Diary Entry: March 29, 2025

 

Okay, let’s just stop and think about the “Coase Theorem” itself. The part from chapters III and IV that everyone, including my JSD seminar, is obsessed with.


The theorem states: “in the absence of transaction costs, it does not matter what the law is,” because people will just bargain to the most efficient outcome.


Let’s just accept that. In a magical fantasy world where bargaining is free and effortless, the law doesn’t matter for efficiency.

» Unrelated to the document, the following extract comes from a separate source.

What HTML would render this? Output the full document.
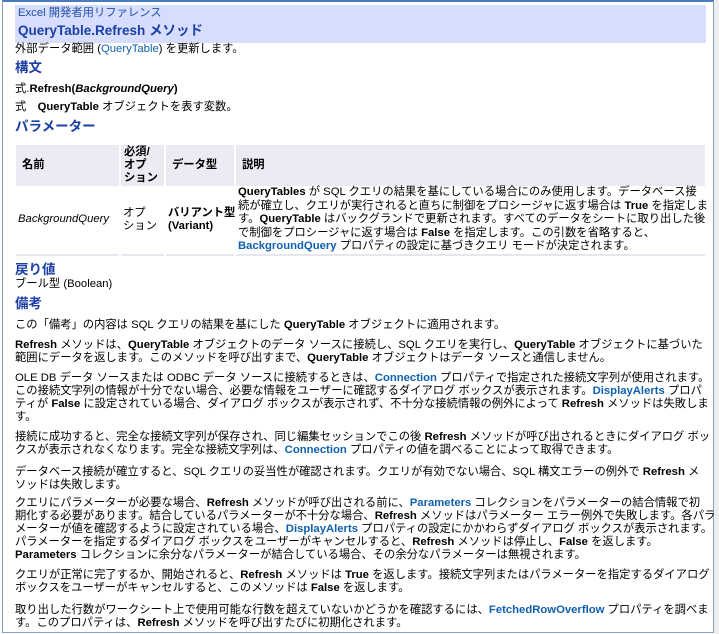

My question is... SO WHAT?


How does that translate into this world? The real world? We live in a world that is defined by transaction costs. It costs a ton of money and time “to discover who it is that one wishes to deal with,” “to conduct negotiations,” “to draw up the contract,” and “to undertake the inspection needed to make sure that the terms of the contract are being observed”.


The theorem is completely unworkable. What is a judge supposed to do with it? “Well, Your Honor, in a fantasy world, this doesn’t matter...” Who cares?


How can this be the “most cited” idea in all of Law and Economics? It’s a statement about a world that doesn’t exist. It has zero practical value.


This is the most frustrating part. Coase knew it was a fantasy. He literally said this ideal world “is the world of modern economic theory, one which I was hoping to persuade economists to leave”. He wasn’t proposing this world; he was using it as a starting point to show how ridiculous it was!


This just confirms my suspicion. Everyone is citing the one part of the paper that is just a hypothetical. They’re all obsessed with the fantasy, but Coase himself was trying to get them to look at the real world.


So... if the theorem is practically useless... what happens when we do take into account the cost of market transactions?  What is in the rest of the paper? That has to be the real point.